MIAMI — Erik Spoelstra has a suggestion for All-Star voting: Ditch the positions.
A day after the NBA revealed the starters for the Feb. 16 All-Star Game — two guards and three forwards from each conference — the Miami Heat coach said he wonders why the league still has players broken down by positions in the voting process for starters.
Heat forward Jimmy Butler came up short in the chase for one of the three East front-court spots. But he received more fan votes than starting guard Kemba Walker and got more media and fellow player votes than the other East guard starter, Atlanta’s Trae Young.
“It’s a joke that he’s not,” Spoelstra said about Butler. “Hopefully this will change things in the future.”
Reserves, voted on by the NBA’s head coaches, are not broken down by position. And when captains LeBron James and Giannis Antetokounmpo pick their teams on Feb. 6, they won’t be working within position parameters either.
But the starters are still decided by having players, fans and media vote from pools where candidates are grouped by position.
“I’m so confused by it,” Spoelstra said. “I just think it’s ridiculous that we’re still in these antiquated positions. So who’s to say what position Jimmy is? Does it matter? ... These are such antiquated labels.
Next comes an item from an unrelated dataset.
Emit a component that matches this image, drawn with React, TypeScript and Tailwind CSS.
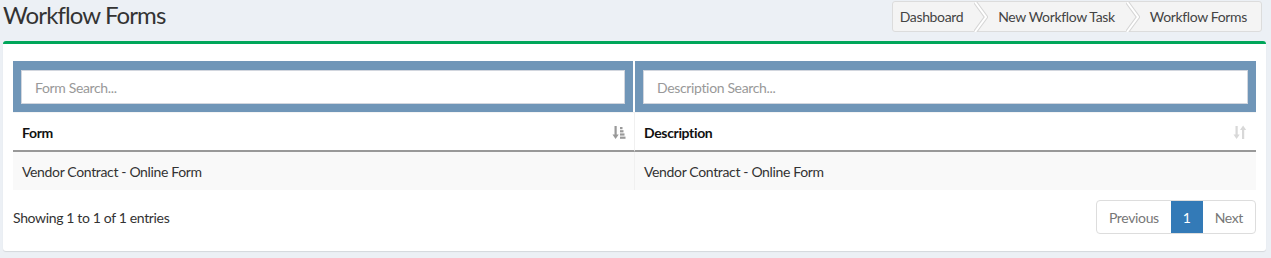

I feel like we moved on from that years ago.”
Los Angeles Clippers coach Doc Rivers also expressed surprise that Butler wasn’t a starter, especially when considering that Miami entered Friday as the second-best team in the Eastern Conference.
“There (are) no positions and that’s the way the game should be played anyway, in my opinion,” Rivers said. “Fours, 3s, 2s, 1s, we just call them players. We don’t call them guards or forwards anymore. We just put them in spots and the more guys you can get to do multiple things, the better your team is.”
Rivers said he wasn’t even sure what the process is for choosing starters. When told the player vote plays a part in the process, Rivers expressed disbelief.
“That should stop,” Rivers said, amid laughter. “I’ll just say that up front. ... Players are voting? Wow. I take the subs very seriously. I actually do because it’s important for some of the guys.”
Rivers added that he couldn’t believe that Antetokounmpo — who received more votes from players than anyone else in this year’s All-Star balloting — was snubbed by 32% of his own colleagues in the league.
“Guys vote for their friends and guys vote personal, too,” Rivers said. “That would be my guess.”